Prasad M. Deshpande
Title: Senior Technical Staff Member
Affiliation: IBM Research - India
Contact Details: firstname.lastname@example.org
Prasad M. Deshpande is a Senior Technical Staff Member at IBM Research - India and Manager of the Watson Foundations - Platforms and Infrastructure Group. His areas of expertise lie in data management, specifically data integration, OLAP, data mining and text analytics. He received a B. Tech in Computer Science and Engineering from IIT, Bombay and M.S. and Ph.D. degrees in Database Systems from the University of Wisconsin, Madison. He is an ACM Distinguished Scientist and member of the IBM Academy of Technology. His current focus is in the areas of data discovery and curation for Big Data platforms, data integration and machine data analytics. He has worked at several companies, including IBM Almaden Research Center, prior to joining IBM Research - India in 2005. He has more than 40 publications in reputed conferences and journals and 11 patents issued.
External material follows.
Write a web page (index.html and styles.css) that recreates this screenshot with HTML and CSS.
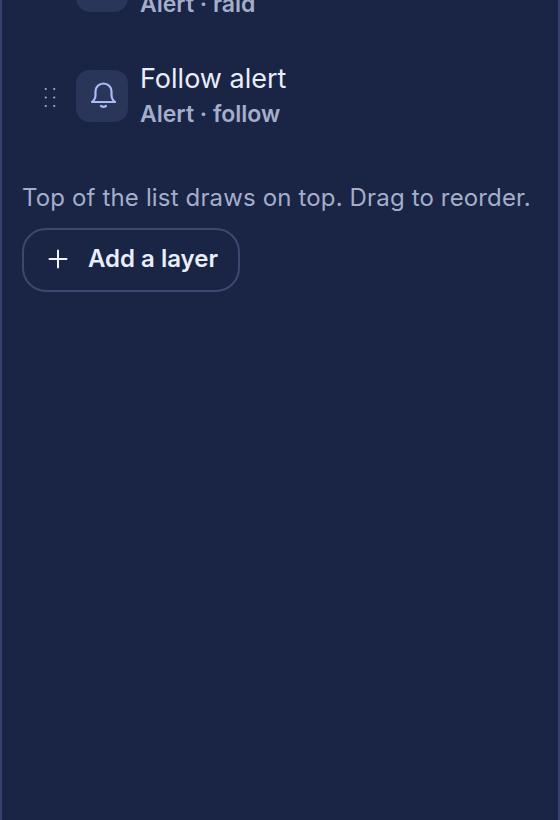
FILE: index.html
```html
<!DOCTYPE html>
<html lang="en">

<head>
  <meta charset="UTF-8" />
  <meta name="viewport" content="width=device-width, initial-scale=1.0" />
  <title>Layers</title>
  <link rel="stylesheet" href="styles.css">
</head>

<body>
  <div class="panel">
    <!-- Layer list, scrolled so the first row is cut off -->
    <div class="layer-list">
      <div class="layer">
        <div class="handle"></div>
        <div class="layer-icon"></div>
        <div class="layer-text">
          <div class="layer-name">Raid alert</div>
          <div class="layer-type">Alert · raid</div>
        </div>
      </div>
      <div class="layer">
        <div class="handle">
          <svg width="12" height="23" viewBox="0 0 12 23" fill="#a3afd0">
            <circle cx="1.750" cy="3" r="1.100" />
            <circle cx="10.250" cy="3" r="1.100" />
            <circle cx="1.750" cy="11.500" r="1.100" />
            <circle cx="10.250" cy="11.500" r="1.100" />
            <circle cx="1.750" cy="20" r="1.100" />
            <circle cx="10.250" cy="20" r="1.100" />
          </svg>
        </div>
        <div class="layer-icon">
          <svg width="30" height="30" viewBox="0 0 30 30" fill="none" stroke="#a8bcf5" stroke-width="2.200"
            stroke-linecap="round" stroke-linejoin="round">
            <path d="M5 21c2.200-1.600 3.500-3.500 3.500-7v-3.500a8 8 0 0 1 16 0V14c0 3.500 1.300 5.400 3.500 7z" />
            <path d="M14 25c1.500 1 3.500 1 5 0" />
          </svg>
        </div>
        <div class="layer-text">
          <div class="layer-name">Follow alert</div>
          <div class="layer-type">Alert · follow</div>
        </div>
      </div>
    </div>

    <p class="hint">Top of the list draws on top. Drag to reorder.</p>

    <button class="add-btn">
      <svg width="20" height="20" viewBox="0 0 20 20" fill="none" stroke="#f1f5ff" stroke-width="2"
        stroke-linecap="round">
        <path d="M10 1.500v17M1.500 10h17" />
      </svg>
      <span class="add-label">Add a layer</span>
    </button>
  </div>
</body>

</html>
```

FILE: styles.css
```css
/* General Styles */
html,
body {
  margin: 0;
  padding: 0;
  height: 100%;
}

body {
  font-family: Inter, "Liberation Sans", sans-serif;
  background: #1a2444;
  overflow: hidden;
}

.panel {
  box-sizing: border-box;
  height: 820px;
  padding: 0 20px;
  border-left: 2px solid #35416f;
  border-right: 2px solid #35416f;
  background: #1a2444;
  overflow: hidden;
}

/* Layer rows */
.layer-list {
  display: flex;
  flex-direction: column;
  gap: 58px;
  margin-top: -40px;
}

.layer {
  display: flex;
  align-items: center;
  height: 52px;
}

.handle {
  display: flex;
  justify-content: center;
  width: 12px;
  margin-left: 22px;
  margin-right: 20px;
  padding-top: 3px;
}

.layer-icon {
  display: flex;
  align-items: center;
  justify-content: center;
  width: 52px;
  height: 52px;
  flex-shrink: 0;
  border-radius: 14px;
  background: #2a3659;
}

.layer-text {
  margin-left: 12px;
}

.layer-name {
  font-size: 27px;
  line-height: 36px;
  color: #e8eefc;
}

.layer-type {
  font-size: 23px;
  line-height: 34px;
  font-weight: 600;
  color: #a4aecb;
}

/* Footer bits */
.hint {
  margin: 59px 0 0;
  font-size: 24px;
  line-height: 34px;
  letter-spacing: 0.15px;
  color: #a4aecb;
  white-space: nowrap;
}

.add-btn {
  display: flex;
  align-items: center;
  gap: 20px;
  height: 64px;
  margin-top: 13px;
  padding: 0 20px 2px 24px;
  border: 2px solid #3c4870;
  border-radius: 24px;
  background: transparent;
  font-family: inherit;
  font-size: 24px;
  font-weight: 600;
  color: #e8eefc;
}

.add-label {
  padding-bottom: 2px;
}
```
He has served on the Program Committees of many conferences, as a PC member and PC Co-Chair.
Title of Talk 1: Unlocking the Power of Unstructured Data for Master Data Management
Synopsis: Master data management (MDM) systems provide structured data about business entities by combining data from multiple structured data sources and building a consolidated 360-degree view of entities such as customers and products . In addition to traditional data, enterprises increasingly want to include valuable information residing outside traditional data stores such as emails, call-center transcripts, chat logs, and comments.
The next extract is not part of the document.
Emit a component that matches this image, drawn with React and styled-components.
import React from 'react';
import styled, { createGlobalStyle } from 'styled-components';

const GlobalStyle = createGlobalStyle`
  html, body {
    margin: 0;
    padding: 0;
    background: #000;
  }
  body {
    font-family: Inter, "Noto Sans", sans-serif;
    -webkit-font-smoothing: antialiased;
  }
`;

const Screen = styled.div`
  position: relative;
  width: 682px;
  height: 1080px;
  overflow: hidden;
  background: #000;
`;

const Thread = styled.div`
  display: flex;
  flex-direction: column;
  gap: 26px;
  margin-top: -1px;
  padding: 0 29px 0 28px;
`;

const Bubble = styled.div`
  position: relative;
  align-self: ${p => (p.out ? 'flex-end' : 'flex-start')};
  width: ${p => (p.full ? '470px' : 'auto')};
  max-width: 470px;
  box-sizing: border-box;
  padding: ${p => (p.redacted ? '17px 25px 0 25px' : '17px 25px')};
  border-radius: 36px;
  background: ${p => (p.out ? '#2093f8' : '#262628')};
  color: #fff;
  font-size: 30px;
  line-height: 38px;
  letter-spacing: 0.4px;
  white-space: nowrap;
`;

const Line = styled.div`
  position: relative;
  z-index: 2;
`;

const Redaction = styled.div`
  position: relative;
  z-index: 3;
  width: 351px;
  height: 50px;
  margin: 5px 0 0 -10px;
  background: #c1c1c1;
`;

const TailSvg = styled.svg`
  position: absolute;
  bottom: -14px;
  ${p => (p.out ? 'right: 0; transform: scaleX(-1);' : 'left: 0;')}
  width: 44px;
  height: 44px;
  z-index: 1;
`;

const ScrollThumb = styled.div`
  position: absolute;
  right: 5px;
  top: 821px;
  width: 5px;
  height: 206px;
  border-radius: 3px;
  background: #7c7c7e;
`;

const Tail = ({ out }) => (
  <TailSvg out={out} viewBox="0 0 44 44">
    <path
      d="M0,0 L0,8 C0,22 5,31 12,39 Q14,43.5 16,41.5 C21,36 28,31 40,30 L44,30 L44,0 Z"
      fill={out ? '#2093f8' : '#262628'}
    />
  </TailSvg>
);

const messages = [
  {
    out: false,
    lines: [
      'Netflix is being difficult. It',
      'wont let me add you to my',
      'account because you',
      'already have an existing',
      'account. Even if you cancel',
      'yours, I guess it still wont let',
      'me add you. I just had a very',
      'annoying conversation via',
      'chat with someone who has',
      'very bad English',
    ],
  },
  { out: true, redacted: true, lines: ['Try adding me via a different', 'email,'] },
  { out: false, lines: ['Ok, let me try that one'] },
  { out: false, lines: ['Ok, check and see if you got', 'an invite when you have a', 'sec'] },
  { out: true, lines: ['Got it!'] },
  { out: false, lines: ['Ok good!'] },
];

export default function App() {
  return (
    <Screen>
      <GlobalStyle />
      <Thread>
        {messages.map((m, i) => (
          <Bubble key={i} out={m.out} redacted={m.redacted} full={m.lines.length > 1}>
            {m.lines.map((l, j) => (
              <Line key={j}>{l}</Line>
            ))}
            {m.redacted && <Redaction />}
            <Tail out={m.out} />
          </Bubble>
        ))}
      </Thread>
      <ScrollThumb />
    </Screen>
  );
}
In this talk, I will describe a new generation of MDM systems that can incorporate unstructured data into the master data for entities. MDM Extension for Unstructured Text Correlation (EUTC) bridges the gap between unstructured content and mastered data. It detects references to existing MDM entities in unstructured text, even when the relevant entity is not explicitly mentioned in the text, and links the documents to the MDM entities. It can also automatically discover new relationships between MDM entities, leading to better entity resolution. We have demonstrated that it is possible to achieve high precision and recall in matching entities to documents, using domain independent techniques.
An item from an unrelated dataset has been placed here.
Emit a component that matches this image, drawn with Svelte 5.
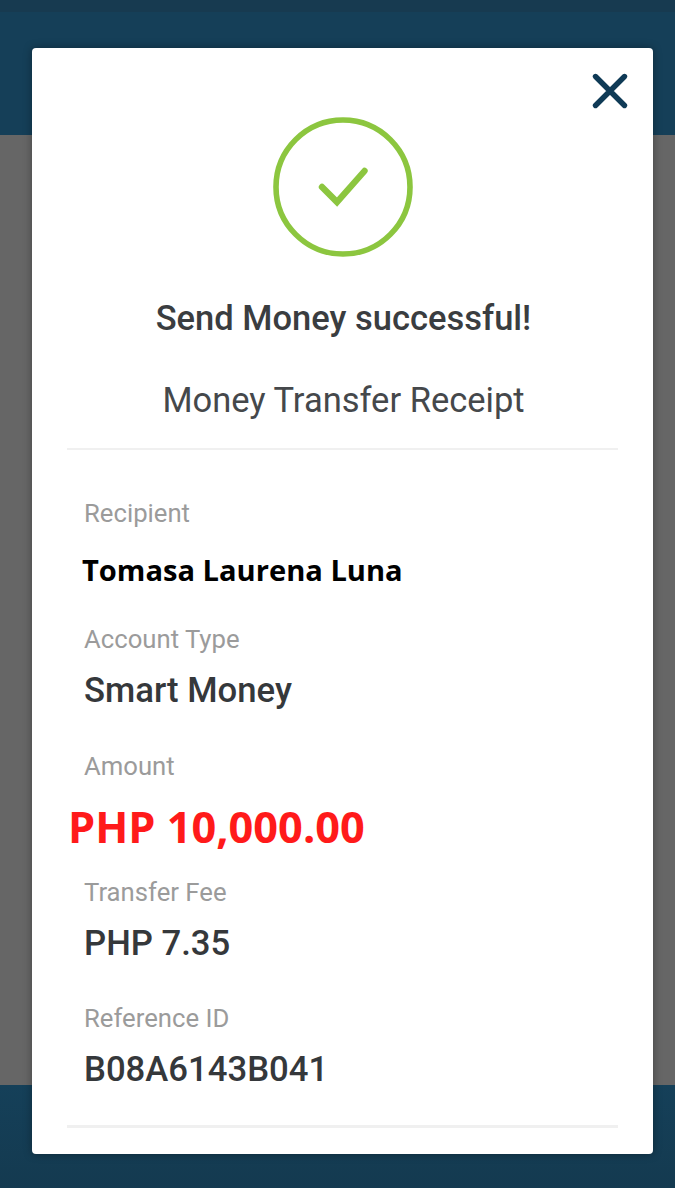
<script>
  const rows = [
    { label: 'Recipient', value: 'Tomasa Laurena Luna', kind: 'name' },
    { label: 'Account Type', value: 'Smart Money', kind: 'plain' },
    { label: 'Amount', value: 'PHP 10,000.00', kind: 'amount' },
    { label: 'Transfer Fee', value: 'PHP 7.35', kind: 'plain' },
    { label: 'Reference ID', value: 'B08A6143B041', kind: 'plain' }
  ];
</script>

<div class="page">
  <div class="backdrop">
    <div class="top-strip"></div>
    <div class="header"></div>
    <div class="dim"></div>
    <div class="footer"></div>
  </div>

  <div class="modal">
    <button class="close" aria-label="Close">
      <svg width="38" height="38" viewBox="0 0 38 38" fill="none" stroke="#0f3a56" stroke-width="5.4" stroke-linecap="round">
        <path d="M4.5 4.5 L33.5 33.5 M33.5 4.5 L4.5 33.5" />
      </svg>
    </button>

    <div class="success">
      <svg width="140" height="140" viewBox="0 0 140 140" fill="none" stroke="#8cc63f">
        <circle cx="70" cy="70" r="67" stroke-width="5.6" />
        <path d="M49 70 L64 85 L91.5 54" stroke-width="6.4" stroke-linecap="round" stroke-linejoin="miter" />
      </svg>
    </div>

    <h1>Send Money successful!</h1>
    <h2>Money Transfer Receipt</h2>
    <hr class="rule-top" />

    <dl>
      {#each rows as row}
        <div class="row {row.kind}">
          <dt>{row.label}</dt>
          <dd>{row.value}</dd>
        </div>
      {/each}
    </dl>

    <hr class="rule-bottom" />
  </div>
</div>

<style>
  :global(body) {
    margin: 0;
    background: #fff;
  }
  .page {
    position: relative;
    width: 675px;
    height: 1200px;
    overflow: hidden;
    font-family: Roboto, "Liberation Sans", sans-serif;
  }
  .backdrop {
    display: flex;
    flex-direction: column;
    height: 1188px;
  }
  .top-strip {
    height: 12px;
    background: #173a50;
  }
  .header {
    height: 123px;
    background: #153f58;
  }
  .dim {
    flex: 1;
    background: #666;
  }
  .footer {
    height: 103px;
    background: linear-gradient(#154059, #143a50);
  }
  .modal {
    position: absolute;
    left: 32px;
    top: 48px;
    width: 621px;
    height: 1106px;
    box-sizing: border-box;
    background: #fff;
    border-radius: 4px;
    box-shadow: 0 0 8px rgba(0, 0, 0, 0.35);
    padding: 69px 35px 0;
  }
  .close {
    position: absolute;
    top: 24px;
    right: 24px;
    width: 38px;
    height: 38px;
    padding: 0;
    border: 0;
    background: none;
  }
  .close svg, .success svg {
    display: block;
  }
  .success {
    display: flex;
    justify-content: center;
  }
  h1 {
    margin: 40px 0 0 2px;
    font-size: 34.5px;
    line-height: 42px;
    font-weight: 500;
    color: #3a3d40;
    text-align: center;
    white-space: nowrap;
  }
  h2 {
    margin: 40px 0 0 2px;
    font-size: 34.5px;
    line-height: 42px;
    font-weight: 400;
    color: #45484b;
    text-align: center;
    white-space: nowrap;
  }
  hr {
    margin: 0;
    border: 0;
    height: 2px;
    background: #f0f0f0;
  }
  .rule-top {
    margin-top: 27px;
  }
  dl {
    margin: 47px 0 0;
    padding-left: 17px;
  }
  .row {
    height: 126.3px;
  }
  .row:last-child {
    height: 123px;
  }
  dt {
    font-size: 25.7px;
    line-height: 32px;
    color: #9b9b9b;
  }
  dd {
    margin: 0;
    margin-top: 14px;
    font-size: 34.7px;
    line-height: 42px;
    font-weight: 500;
    color: #35383b;
  }
  .name dd {
    margin-top: 22px;
    margin-left: -2px;
    font-family: "Open Sans", sans-serif;
    font-size: 29.1px;
    line-height: 38px;
    font-weight: 700;
    color: #000;
  }
  .amount dd {
    margin-top: 22px;
    margin-left: -16px;
    font-family: "Open Sans", sans-serif;
    font-size: 43.3px;
    line-height: 46px;
    font-weight: 700;
    color: #ff1a1a;
  }
  .rule-bottom {
    height: 3px;
  }
</style>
Title of Talk 2: Preventing Information Leakage from Unstructured Documents
Synopsis: In today's enterprise world, information about business entities such as a person's name, address, and social security number is often present in both relational databases as well as content repositories. Information about such business entities is generally well protected in databases by well-defined and fine-grained access control. However, current document retrieval systems do not provide user-specific, fine-grained redaction of documents to prevent leakage of information about business entities from documents.
In this talk, I will present a system called ZoRRo which is an add-on for document retrieval systems to dynamically redact sensitive information of business entities referenced in a document based on access control defined for the entities. ZoRRo exploits database systems' fine-grained, label-based access control mechanism to identify and redact sensitive information from unstructured text, based on the access privileges of the user viewing it. To make on-the-fly redaction efficient, ZoRRo exploits the concept of k-safety in combination with Lucene-based indexing and scoring.